The Skid Row Running Club was founded by the Hon. Craig Mitchell, a Los Angeles County Superior Court Judge who was elected to the bench in 2005 and presides over felony criminal trials in a downtown courtroom. (Note: Mitchell has currently taken a leave of absence from the court and has announced his candidacy for Los Angeles County District Attorney.) Mitchell started the club in 2012 after a man who’d been tried in his courtroom and served a prison sentence invited him to visit the Midnight Mission and meet the people there. The mission is a fixture in the downtown community, a nonprofit dedicated to drug and alcohol recovery programs and offering a variety of assistance to those most in need.
Mitchell wanted to help, but he had three children in college and wasn’t able to give financial assistance. However, he’d been an avid runner for 15 years, so he offered his time and passion for running as a way to help lift people up. The club started with just a few participants and has evolved into a large and regular group that not only runs together but also has members competing regularly in the Los Angeles Marathon. The club has sent runners around the world to run in marathons in Rome, Ghana, Vietnam, Israel, South America, and other places; its theme is "Transforming Lives One Run At A Time.”
There is a large body of research demonstrating the beneficial effects of exercise on physical and mental health, and that running can be an effective part of drug and alcohol addiction treatment. Mitchell believes the group also benefits its members on a more fundamental level.
“There are so many little things that emanate from this very basic idea of just running,” said Mitchell, known simply as “the judge” to members. The club, “...[G]ives people in recovery, people who are homeless, a sense of community," he says. "Many of them have been estranged from their families for many, many years due to their drug use. This is a real opportunity to bond with a group of people that care about each other."

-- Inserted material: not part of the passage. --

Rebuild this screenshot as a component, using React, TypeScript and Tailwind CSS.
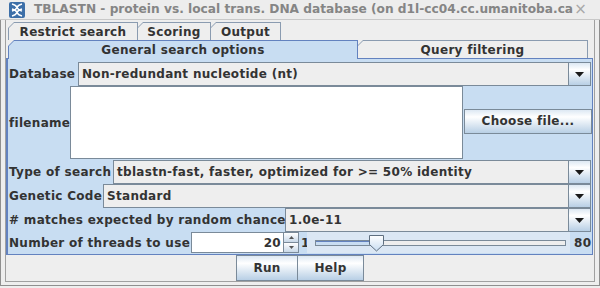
const ink = "text-[#333333]";

function Arrow() {
  return (
    <svg width="9" height="5" viewBox="0 0 9 5">
      <path d="M0 0h9L4.5 5z" fill="#1a1a1a" />
    </svg>
  );
}

function Combo({ value, className }: { value: string; className: string }) {
  return (
    <div className={`flex h-[24px] border border-[#7a8a99] bg-[#eeeeee] ${className}`}>
      <div className={`flex flex-1 items-center pl-[3px] border-r border-[#7a8a99] ${ink}`}>{value}</div>
      <div className="flex w-[21px] items-center justify-center bg-gradient-to-b from-[#dde8f3] via-white via-30% to-[#b8cfe5]">
        <Arrow />
      </div>
    </div>
  );
}

function Tab({ label, className, selected }: { label: string; className: string; selected?: boolean }) {
  return (
    <div
      className={`pt-px pl-px pr-px ${selected ? "bg-[#6382bf] relative z-10 -mb-px h-[19px]" : "h-[18px] bg-[#8a9bb0]"} [clip-path:polygon(6px_0,100%_0,100%_100%,0_100%,0_6px)] ${className}`}
    >
      <div
        className={`flex h-full items-center justify-center ${selected ? "bg-[#c8ddf2]" : "bg-[#eeeeee]"} [clip-path:polygon(5px_0,100%_0,100%_100%,0_100%,0_5px)] ${ink}`}
      >
        {label}
      </div>
    </div>
  );
}

function Button({ label, className }: { label: string; className: string }) {
  return (
    <div
      className={`flex shrink-0 items-center justify-center border border-[#7a8a99] bg-gradient-to-b from-[#dde8f3] via-white via-30% to-[#b8cfe5] ${ink} ${className}`}
    >
      {label}
    </div>
  );
}

export default function App() {
  return (
    <div className="w-[600px] h-[288px] overflow-hidden bg-[#eeeeee] font-['DejaVu_Sans',sans-serif] text-[12px] font-bold leading-none tracking-[0.3px]">
      {/* title bar */}
      <div className="flex h-[20px] items-center border-b border-[#c8c8c8] bg-[#ededed]">
        <svg className="ml-[9px] mr-[9px]" width="16" height="16" viewBox="0 0 16 16">
          <rect x="0" y="0" width="16" height="16" rx="2" fill="#3d6fa8" />
          <path d="M3 2c8 2 2 5 10 7M13 2C5 4 11 7 3 9M3 7c8 2 2 5 10 7M13 7C5 9 11 12 3 14" stroke="#ffffff" strokeWidth="1.4" fill="none" />
        </svg>
        <div className="flex-1 whitespace-nowrap text-[12.2px] tracking-normal text-[#858585]">
          TBLASTN - protein vs. local trans. DNA database (on d1l-cc04.cc.umanitoba.ca
        </div>
        <div className="mr-[13px] text-[15px] font-normal text-[#a8a8a8]">×</div>
      </div>

      <div className="h-[266px] border-l border-[#8f8f8f] border-r border-b">
        <div className="h-[262px] ml-[4px] mr-[4px] border-l border-r border-b border-[#a0a0a0]">
          {/* tab rows */}
          <div className="flex pt-[2px] pl-[2px]">
            <Tab label="Restrict search" className="w-[130px]" />
            <Tab label="Scoring" className="-ml-px w-[74px]" />
            <Tab label="Output" className="-ml-px w-[71px]" />
          </div>
          <div className="flex items-end pl-[2px]">
            <Tab label="General search options" className="w-[350px]" selected />
            <Tab label="Query filtering" className="-ml-px w-[231px]" />
          </div>

          {/* main panel */}
          <div className="w-[587px] h-[197px] border-l-2 border-r border-t border-b border-[#6382bf] bg-[#c8ddf2] pt-[3px] pl-px pr-px">
            <div className="flex items-center">
              <div className={`w-[69px] ${ink}`}>Database</div>
              <Combo value="Non-redundant nucleotide (nt)" className="flex-1" />
            </div>
            <div className="flex h-[74px] items-center">
              <div className={`w-[61px] shrink-0 ${ink}`}>filename</div>
              <div className="h-[73px] w-[393px] shrink-0 self-start border border-[#7a8a99] bg-white" />
              <Button label="Choose file..." className="ml-px mb-[4px] h-[25px] w-[128px]" />
            </div>
            <div className="flex items-center">
              <div className={`w-[104px] ${ink}`}>Type of search</div>
              <Combo value="tblastn-fast, faster, optimized for >= 50% identity" className="flex-1" />
            </div>
            <div className="flex items-center">
              <div className={`w-[94px] ${ink}`}>Genetic Code</div>
              <Combo value="Standard" className="flex-1" />
            </div>
            <div className="flex items-center">
              <div className={`w-[276px] whitespace-nowrap ${ink}`}>
                # matches expected by random chance
              </div>
              <Combo value="1.0e-11" className="flex-1" />
            </div>
            <div className="flex h-[21px] items-center">
              <div className={`w-[182px] shrink-0 whitespace-nowrap ${ink}`}>Number of threads to use</div>
              <div className="flex h-[21px] w-[93px] shrink-0 items-center justify-end border border-[#7a8a99] bg-white pr-[2px]">
                <span className="text-[#333333]">20</span>
              </div>
              <div className="flex h-[21px] w-[15px] shrink-0 flex-col border-t border-r border-b border-[#7a8a99]">
                <div className="flex flex-1 items-center justify-center border-b border-[#7a8a99] bg-gradient-to-b from-white to-[#c8d8e8]">
                  <svg width="5" height="3" viewBox="0 0 5 3"><path d="M0 3h5L2.5 0z" fill="#555" /></svg>
                </div>
                <div className="flex flex-1 items-center justify-center bg-gradient-to-b from-white to-[#c8d8e8]">
                  <svg width="5" height="3" viewBox="0 0 5 3"><path d="M0 0h5L2.5 3z" fill="#555" /></svg>
                </div>
              </div>
              <div className={`ml-[2px] w-[6px] shrink-0 ${ink}`}>1</div>
              <div className="relative flex h-[21px] w-[263px] shrink-0 items-center bg-[#dbe7f4] pl-[8px] pr-[4px]">
                <div className="flex h-[6px] flex-1 border border-[#7a8a99] bg-[#eeeeee]">
                  <div className="h-full w-[60px] border-t border-[#6382bf] bg-[#c8ddf2]" />
                </div>
                <svg className="absolute left-[62px] top-[3px]" width="16" height="17" viewBox="0 0 16 17">
                  <defs>
                    <linearGradient id="th" x1="0" y1="0" x2="0" y2="1">
                      <stop offset="0" stopColor="#ffffff" />
                      <stop offset="1" stopColor="#c8ddf2" />
                    </linearGradient>
                  </defs>
                  <path d="M0.5 0.5h14v9l-7 6.5-7-6.5z" fill="url(#th)" stroke="#5f6f80" />
                </svg>
              </div>
              <div className={`ml-[4px] whitespace-nowrap ${ink}`}>80</div>
            </div>
          </div>

          {/* bottom buttons */}
          <div className="flex justify-center">
            <Button label="Run" className="h-[26px] w-[62px]" />
            <Button label="Help" className="-ml-px h-[26px] w-[67px]" />
          </div>
        </div>
      </div>
    </div>
  );
}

Bringing people from different professions and from organizations like KPSOM into the running club is part of a strategy to recruit mentors, who are critical to the program’s success, Mitchell added. Their presence offers guidance and inspiration to those in recovery, and sometimes they also help with the rigors of the road.
“Yes, the judge likes to call us mentors,” said John Su, MD, MPH, Assistant Professor of Health Systems Science and a Family and Sports Medicine physician with Kaiser Permanente. “Some of the club members are newer to distance running, so we provide training advice and moral support on long training runs. Being a sports med doc, typically I am the guy to get a phone call or message to talk somebody through some aches and pains they might be going through. But honestly I feel I’ve learned more than I have taught.”